Ohio Attorney General Announces Major Marijuana Trafficking Grant Program

The signing of Senate Bill 57 by Ohio governor Mike DeWine in July decriminalized hemp and laid the groundwork for a statewide system of licensing and regulation.

The bill also recognized the difference between hemp and THC-rich forms of cannabis.

Marihuana does not include hemp or a hemp product,” states the bill. “As those terms are defined in section 928.01 of the Revised Code.”

In light of the new law’s distinction between hemp and marijuana, Columbus City Attorney Zach Klein announced on August 7 that his office would be halting misdemeanor cannabis prosecutions and dismissing any current pending misdemeanor marijuana possession charges.

Klein said that, without the proper technology to distinguish between hemp and marijuana, the City Attorney’s Office would not be able to prosecute misdemeanor possession cases beyond a reasonable doubt.

On Tuesday, August 13, Ohio Attorney General David Yost announced the creation of a Major Marijuana Trafficking Grant Program to assist law enforcement in distinguishing between hemp and marijuana.
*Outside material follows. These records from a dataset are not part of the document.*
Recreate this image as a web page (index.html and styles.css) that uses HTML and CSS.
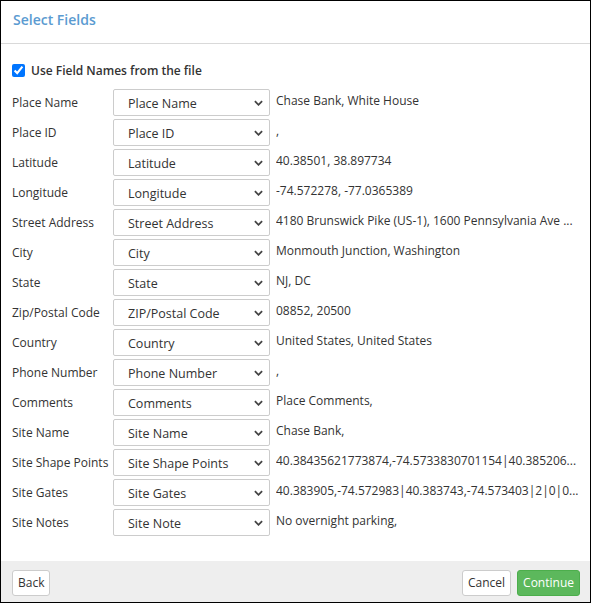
FILE: index.html
```html
<!DOCTYPE html>
<html lang="en">
<head>
  <meta charset="UTF-8" />
  <title>Select Fields</title>
  <link rel="stylesheet" href="styles.css">
</head>
<body>
  <div class="modal">
    <div class="modal-header">Select Fields</div>

    <div class="modal-body">
      <label class="use-names">
        <input type="checkbox" checked>
        Use Field Names from the file
      </label>

      <div class="field-list">
        <div class="field-row">
          <span class="field-label">Place Name</span>
          <span class="select-wrap"><select><option>Place Name</option></select><svg viewBox="0 0 10 6"><path d="M1 1l4 4 4-4"/></svg></span>
          <span class="field-value">Chase Bank, White House</span>
        </div>
        <div class="field-row">
          <span class="field-label">Place ID</span>
          <span class="select-wrap"><select><option>Place ID</option></select><svg viewBox="0 0 10 6"><path d="M1 1l4 4 4-4"/></svg></span>
          <span class="field-value">,</span>
        </div>
        <div class="field-row">
          <span class="field-label">Latitude</span>
          <span class="select-wrap"><select><option>Latitude</option></select><svg viewBox="0 0 10 6"><path d="M1 1l4 4 4-4"/></svg></span>
          <span class="field-value">40.38501, 38.897734</span>
        </div>
        <div class="field-row">
          <span class="field-label">Longitude</span>
          <span class="select-wrap"><select><option>Longitude</option></select><svg viewBox="0 0 10 6"><path d="M1 1l4 4 4-4"/></svg></span>
          <span class="field-value">-74.572278, -77.0365389</span>
        </div>
        <div class="field-row">
          <span class="field-label">Street Address</span>
          <span class="select-wrap"><select><option>Street Address</option></select><svg viewBox="0 0 10 6"><path d="M1 1l4 4 4-4"/></svg></span>
          <span class="field-value">4180 Brunswick Pike (US-1), 1600 Pennsylvania Ave ...</span>
        </div>
        <div class="field-row">
          <span class="field-label">City</span>
          <span class="select-wrap"><select><option>City</option></select><svg viewBox="0 0 10 6"><path d="M1 1l4 4 4-4"/></svg></span>
          <span class="field-value">Monmouth Junction, Washington</span>
        </div>
        <div class="field-row">
          <span class="field-label">State</span>
          <span class="select-wrap"><select><option>State</option></select><svg viewBox="0 0 10 6"><path d="M1 1l4 4 4-4"/></svg></span>
          <span class="field-value">NJ, DC</span>
        </div>
        <div class="field-row">
          <span class="field-label">Zip/Postal Code</span>
          <span class="select-wrap"><select><option>ZIP/Postal Code</option></select><svg viewBox="0 0 10 6"><path d="M1 1l4 4 4-4"/></svg></span>
          <span class="field-value">08852, 20500</span>
        </div>
        <div class="field-row">
          <span class="field-label">Country</span>
          <span class="select-wrap"><select><option>Country</option></select><svg viewBox="0 0 10 6"><path d="M1 1l4 4 4-4"/></svg></span>
          <span class="field-value">United States, United States</span>
        </div>
        <div class="field-row">
          <span class="field-label">Phone Number</span>
          <span class="select-wrap"><select><option>Phone Number</option></select><svg viewBox="0 0 10 6"><path d="M1 1l4 4 4-4"/></svg></span>
          <span class="field-value">,</span>
        </div>
        <div class="field-row">
          <span class="field-label">Comments</span>
          <span class="select-wrap"><select><option>Comments</option></select><svg viewBox="0 0 10 6"><path d="M1 1l4 4 4-4"/></svg></span>
          <span class="field-value">Place Comments,</span>
        </div>
        <div class="field-row">
          <span class="field-label">Site Name</span>
          <span class="select-wrap"><select><option>Site Name</option></select><svg viewBox="0 0 10 6"><path d="M1 1l4 4 4-4"/></svg></span>
          <span class="field-value">Chase Bank,</span>
        </div>
        <div class="field-row">
          <span class="field-label">Site Shape Points</span>
          <span class="select-wrap"><select><option>Site Shape Points</option></select><svg viewBox="0 0 10 6"><path d="M1 1l4 4 4-4"/></svg></span>
          <span class="field-value">40.38435621773874,-74.5733830701154|40.385206...</span>
        </div>
        <div class="field-row">
          <span class="field-label">Site Gates</span>
          <span class="select-wrap"><select><option>Site Gates</option></select><svg viewBox="0 0 10 6"><path d="M1 1l4 4 4-4"/></svg></span>
          <span class="field-value">40.383905,-74.572983|40.383743,-74.573403|2|0|0...</span>
        </div>
        <div class="field-row">
          <span class="field-label">Site Notes</span>
          <span class="select-wrap"><select><option>Site Note</option></select><svg viewBox="0 0 10 6"><path d="M1 1l4 4 4-4"/></svg></span>
          <span class="field-value">No overnight parking,</span>
        </div>
      </div>
    </div>

    <div class="modal-footer">
      <button class="btn">Back</button>
      <span class="spacer"></span>
      <button class="btn">Cancel</button>
      <button class="btn btn-success">Continue</button>
    </div>
  </div>
</body>
</html>
```

FILE: styles.css
```css
body {
  margin: 0;
  padding: 0;
  font-family: "Open Sans", "Liberation Sans", sans-serif;
  font-size: 12px;
  color: #333;
  background: #fff;
}

.modal {
  width: 591px;
  height: 603px;
  box-sizing: border-box;
  border: 1px solid #000;
  display: flex;
  flex-direction: column;
}

.modal-header {
  height: 43px;
  box-sizing: border-box;
  padding: 9px 12px 0;
  border-bottom: 1px solid #d9d9d9;
  color: #5b9bd1;
  font-size: 14px;
  font-weight: 600;
}

.modal-body {
  flex: 1;
  padding: 17px 12px 0 11px;
}

.use-names {
  display: flex;
  align-items: center;
  gap: 6px;
  font-weight: 600;
  height: 18px;
}

.use-names input {
  margin: 0;
  width: 13px;
  height: 13px;
}

.field-list {
  margin-top: 10px;
  display: flex;
  flex-direction: column;
  gap: 3px;
}

.field-row {
  display: grid;
  grid-template-columns: 95px 157px minmax(0, 1fr);
  gap: 6px;
  height: 27px;
}

.field-label {
  align-self: center;
  white-space: nowrap;
}

.select-wrap {
  position: relative;
  display: block;
}

.select-wrap select {
  appearance: none;
  width: 100%;
  height: 27px;
  box-sizing: border-box;
  padding: 2px 24px 0 14px;
  border: 1px solid #ccc;
  border-radius: 2px;
  background: #fff;
  font-family: inherit;
  font-size: 12.5px;
  color: #333;
}

.select-wrap svg {
  position: absolute;
  right: 7px;
  top: 11px;
  width: 9px;
  height: 6px;
  fill: none;
  stroke: #444;
  stroke-width: 2;
  pointer-events: none;
}

.field-value {
  padding-top: 3px;
  white-space: nowrap;
  overflow: hidden;
}

.modal-footer {
  height: 41px;
  box-sizing: border-box;
  background: #eee;
  display: flex;
  align-items: center;
  gap: 6px;
  padding: 2px 10px 0 11px;
}

.spacer {
  flex: 1;
}

.btn {
  height: 26px;
  padding: 0 5px;
  border: 1px solid #ccc;
  border-radius: 3px;
  background: #fff;
  font-family: inherit;
  font-size: 12px;
  color: #333;
}

.btn-success {
  background: #5cb85c;
  border-color: #4cae4c;
  color: #fff;
}
```
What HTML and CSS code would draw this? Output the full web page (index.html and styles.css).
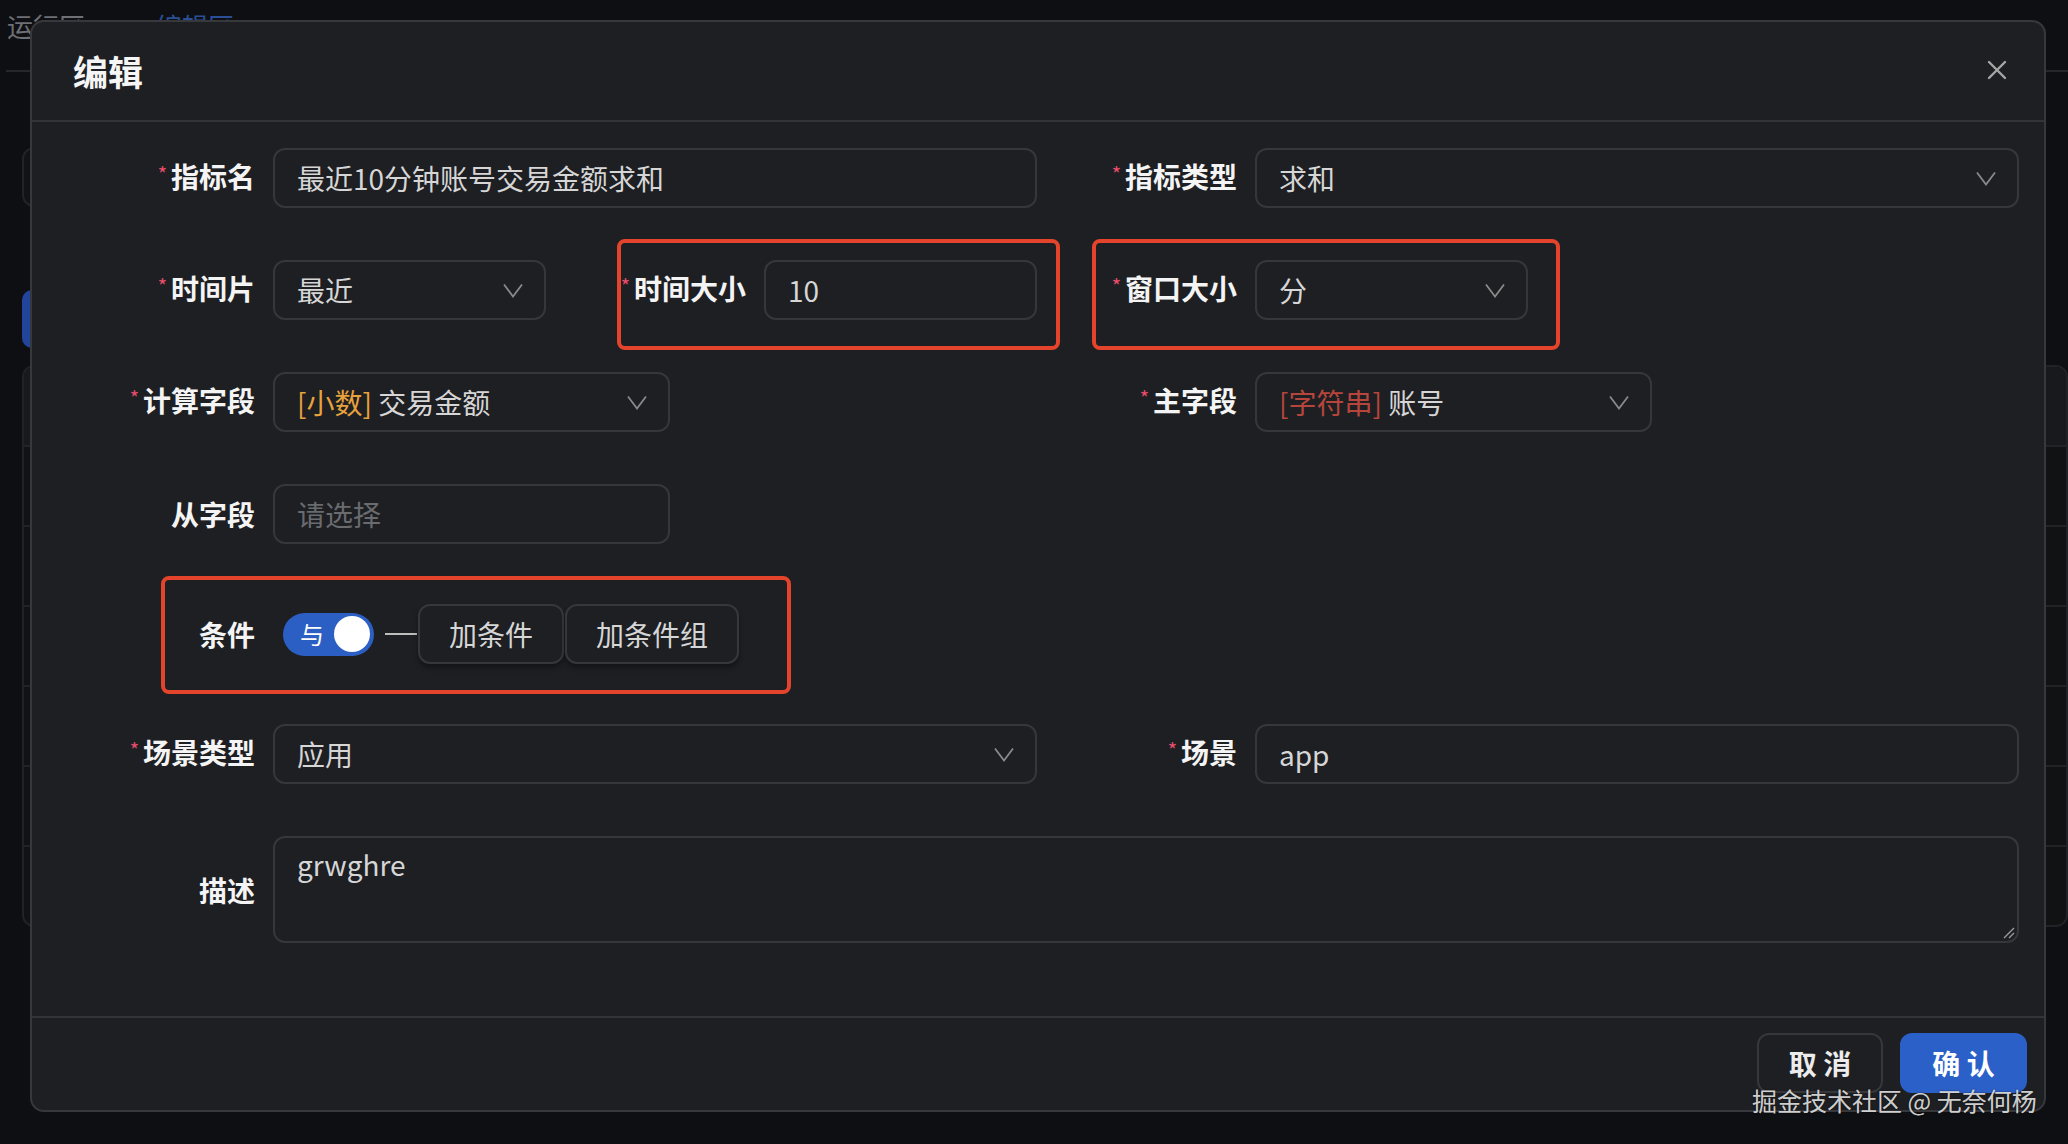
FILE: index.html
```html
<!DOCTYPE html>
<html lang="zh-CN">
<head>
<meta charset="utf-8">
<title>编辑</title>
<link rel="stylesheet" href="styles.css">
</head>
<body>
<div class="page">
  <div class="tabs"><span class="tab">运行区</span><span class="tab tab-active">编辑区</span></div>
  <div class="toolbar"><div class="search"></div></div>
  <div class="actions"><div class="primary-btn"></div></div>
  <div class="table">
    <div class="thead"></div>
    <div class="trow"></div>
    <div class="trow"></div>
    <div class="trow"></div>
    <div class="trow"></div>
    <div class="trow"></div>
    <div class="trow"></div>
  </div>
</div>

<div class="modal">
  <div class="modal-header">
    <div class="modal-title">编辑</div>
    <svg class="close" width="20" height="20" viewBox="0 0 20 20"><path d="M2 2 L18 18 M18 2 L2 18" stroke="#a6a6a6" stroke-width="2.4" stroke-linecap="round" fill="none"/></svg>
  </div>
  <div class="modal-body">
    <div class="form">
      <div class="item span2">
        <div class="label"><span class="req">*</span>指标名</div>
        <div class="field">最近10分钟账号交易金额求和</div>
      </div>
      <div class="item span2">
        <div class="label"><span class="req">*</span>指标类型</div>
        <div class="field select"><span>求和</span><svg class="chev" width="20" height="15" viewBox="0 0 20 15"><polyline points="1,1.5 10,13.5 19,1.5" fill="none" stroke="#8a8a8a" stroke-width="1.8"/></svg></div>
      </div>

      <div class="item">
        <div class="label"><span class="req">*</span>时间片</div>
        <div class="field select"><span>最近</span><svg class="chev" width="20" height="15" viewBox="0 0 20 15"><polyline points="1,1.5 10,13.5 19,1.5" fill="none" stroke="#8a8a8a" stroke-width="1.8"/></svg></div>
      </div>
      <div class="item">
        <div class="label"><span class="req">*</span>时间大小</div>
        <div class="field">10</div>
      </div>
      <div class="item">
        <div class="label"><span class="req">*</span>窗口大小</div>
        <div class="field select"><span>分</span><svg class="chev" width="20" height="15" viewBox="0 0 20 15"><polyline points="1,1.5 10,13.5 19,1.5" fill="none" stroke="#8a8a8a" stroke-width="1.8"/></svg></div>
      </div>
      <div class="item"></div>

      <div class="item span2">
        <div class="label"><span class="req">*</span>计算字段</div>
        <div class="field select fixed"><span><span class="tag-num">[小数]</span> 交易金额</span><svg class="chev" width="20" height="15" viewBox="0 0 20 15"><polyline points="1,1.5 10,13.5 19,1.5" fill="none" stroke="#8a8a8a" stroke-width="1.8"/></svg></div>
      </div>
      <div class="item span2">
        <div class="label"><span class="req">*</span>主字段</div>
        <div class="field select fixed"><span><span class="tag-str">[字符串]</span> 账号</span><svg class="chev" width="20" height="15" viewBox="0 0 20 15"><polyline points="1,1.5 10,13.5 19,1.5" fill="none" stroke="#8a8a8a" stroke-width="1.8"/></svg></div>
      </div>

      <div class="item span2">
        <div class="label">从字段</div>
        <div class="field fixed placeholder">请选择</div>
      </div>
      <div class="item span2"></div>

      <div class="item span4 cond">
        <div class="label">条件</div>
        <div class="cond-ctrl">
          <div class="switch"><span class="switch-text">与</span><span class="knob"></span></div>
          <span class="dash"></span>
          <div class="btn-ghost">加条件</div>
          <div class="btn-ghost">加条件组</div>
        </div>
      </div>

      <div class="item span2">
        <div class="label"><span class="req">*</span>场景类型</div>
        <div class="field select"><span>应用</span><svg class="chev" width="20" height="15" viewBox="0 0 20 15"><polyline points="1,1.5 10,13.5 19,1.5" fill="none" stroke="#8a8a8a" stroke-width="1.8"/></svg></div>
      </div>
      <div class="item span2">
        <div class="label"><span class="req">*</span>场景</div>
        <div class="field">app</div>
      </div>

      <div class="item span4">
        <div class="label">描述</div>
        <div class="field textarea">grwghre<svg class="resize" width="14" height="14" viewBox="0 0 14 14"><path d="M13 3 L3 13 M13 8 L8 13" stroke="#9a9a9a" stroke-width="1.4" fill="none"/></svg></div>
      </div>
    </div>
  </div>
  <div class="modal-footer">
    <div class="btn">取 消</div>
    <div class="btn btn-primary">确 认</div>
  </div>

  <div class="mark mark-1"></div>
  <div class="mark mark-2"></div>
  <div class="mark mark-3"></div>
</div>

<div class="watermark">掘金技术社区 @ 无奈何杨</div>
</body>
</html>
```

FILE: styles.css
```css
* { box-sizing: border-box; }
html, body { margin: 0; padding: 0; }
body {
  width: 2068px;
  height: 1144px;
  overflow: hidden;
  position: relative;
  background: #0e0f12;
  font-family: "Noto Sans CJK SC", "Noto Sans", sans-serif;
}

/* background page */
.page { height: 100%; }
.tabs {
  height: 72px;
  margin-left: 6px;
  border-bottom: 2px solid #26272a;
  display: flex;
  gap: 71px;
  padding-left: 1px;
  padding-top: 6px;
}
.tab { font-size: 26px; color: #6f7075; line-height: 40px; }
.tab-active { color: #2a4f98; }
.toolbar { margin: 75px 0 0 22px; }
.search {
  width: 400px; height: 60px;
  border: 2px solid #222326; border-radius: 12px;
  background: #121316;
}
.actions { margin: 83px 0 0 22px; }
.primary-btn {
  width: 120px; height: 58px;
  background: #22449a; border-radius: 10px;
}
.table {
  margin: 17px 0 0 22px;
  border: 2px solid #212225;
  border-radius: 12px;
  background: #111214;
  overflow: hidden;
}
.thead { height: 78px; background: #18191c; }
.trow { height: 80px; border-top: 2px solid #222326; }

/* modal */
.modal {
  position: absolute;
  left: 30px; top: 20px;
  width: 2016px;
  background: #1e1f23;
  border: 2px solid #37383c;
  border-radius: 14px;
  display: flex;
  flex-direction: column;
}
.modal-header {
  height: 100px;
  border-bottom: 2px solid #333438;
  display: flex;
  align-items: center;
  justify-content: space-between;
  padding: 0 39px 2px 41px;
}
.modal-title { font-size: 35px; font-weight: 700; color: #f5f5f5; }
.close { display: block; margin-right: -2px; }

.modal-body { padding: 26px 25px 73px 40px; }
.form {
  display: grid;
  grid-template-columns: repeat(4, 1fr);
  column-gap: 17px;
  row-gap: 52px;
}
.item { display: flex; align-items: center; min-height: 60px; }
.span2 { grid-column: span 2; }
.span4 { grid-column: span 4; }
.label {
  flex: none;
  width: 183px;
  margin-right: 18px;
  text-align: right;
  font-size: 28px;
  font-weight: 700;
  color: #f4f4f4;
  white-space: nowrap;
  line-height: 40px;
}
.req {
  color: #e84d6c;
  font-size: 20px;
  font-weight: 400;
  margin-right: 4px;
  position: relative;
  top: -6px;
}
.field {
  flex: 1;
  height: 60px;
  border: 2px solid #36373b;
  border-radius: 12px;
  background: #1e1f23;
  padding: 0 22px;
  display: flex;
  align-items: center;
  font-size: 28px;
  color: #d6d6d6;
  white-space: nowrap;
}
.select { justify-content: space-between; padding-right: 21px; }
.chev { display: block; flex: none; }
.fixed { flex: none; width: 397px; }
.placeholder { color: #6a6b6f; }
.tag-num { color: #e6a23c; }
.tag-str { color: #b6463c; }
.textarea {
  height: 107px;
  align-items: flex-start;
  padding-top: 6px;
  line-height: 40px;
  position: relative;
}
.resize { position: absolute; right: 2px; bottom: 2px; }

.cond { min-height: 76px; }
.cond-ctrl { display: flex; align-items: center; }
.switch {
  margin-left: 10px;
  width: 91px;
  height: 43px;
  border-radius: 22px;
  background: #2b5fc4;
  display: flex;
  align-items: center;
  justify-content: space-between;
  padding: 0 4px 0 17px;
}
.switch-text { color: #ffffff; font-size: 24px; line-height: 1; }
.knob { width: 36px; height: 36px; border-radius: 50%; background: #ffffff; }
.dash { width: 32px; height: 2px; background: #bdbdbd; margin: 0 1px 0 11px; }
.btn-ghost {
  height: 60px;
  border: 2px solid #36373b;
  border-radius: 12px;
  background: #1e1f23;
  padding: 0 29px;
  display: flex;
  align-items: center;
  font-size: 28px;
  color: #d6d6d6;
  box-shadow: 0 4px 5px rgba(0, 0, 0, 0.35);
  margin-right: 1px;
}

.modal-footer {
  height: 94px;
  border-top: 2px solid #333438;
  display: flex;
  justify-content: flex-end;
  align-items: flex-start;
  gap: 17px;
  padding: 15px 17px 0 0;
}
.btn {
  width: 126px;
  height: 60px;
  border: 2px solid #36373b;
  border-radius: 12px;
  display: flex;
  align-items: center;
  justify-content: center;
  font-size: 28px;
  font-weight: 700;
  color: #ececec;
  background: #1e1f23;
}
.btn-primary { width: 127px; background: #2b60c8; border-color: #2b60c8; color: #ffffff; }

/* annotation boxes */
.mark {
  position: absolute;
  border: 4px solid #e5442c;
  border-radius: 8px;
  pointer-events: none;
}
.mark-1 { left: 585px; top: 217px; width: 443px; height: 111px; }
.mark-2 { left: 1060px; top: 217px; width: 468px; height: 111px; }
.mark-3 { left: 129px; top: 554px; width: 630px; height: 118px; }

.watermark {
  position: absolute;
  left: 1752px;
  top: 1083px;
  font-size: 25px;
  line-height: 34px;
  color: rgba(232, 232, 232, 0.9);
  text-shadow: 0 0 2px rgba(0, 0, 0, 0.6);
  white-space: nowrap;
}
```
“Just because the law changed, it doesn’t mean the bad guys get a ‘get out of jail free’ card,” said Yost in a statement. We are equipping law enforcement with the resources to do their jobs.”

The new program will grant $50,000 to law enforcement agencies for the testing of large amounts of cannabis in accredited facilities equipped with the quantitative testing capabilities necessary for determining THC levels.

Through House Bill 166, the state legislature provided funding for the new equipment which has been placed in the Attorney General’s Bureau of Criminal Investigation (BCI) labs in Richfield and London.

A third machine is slated to be installed in a laboratory in Bowling Green.

BCI is in the process of validating the machines, developing methodologies, and creating procedures for testing.

BCI expects to be ready to receive and test evidence by early 2020.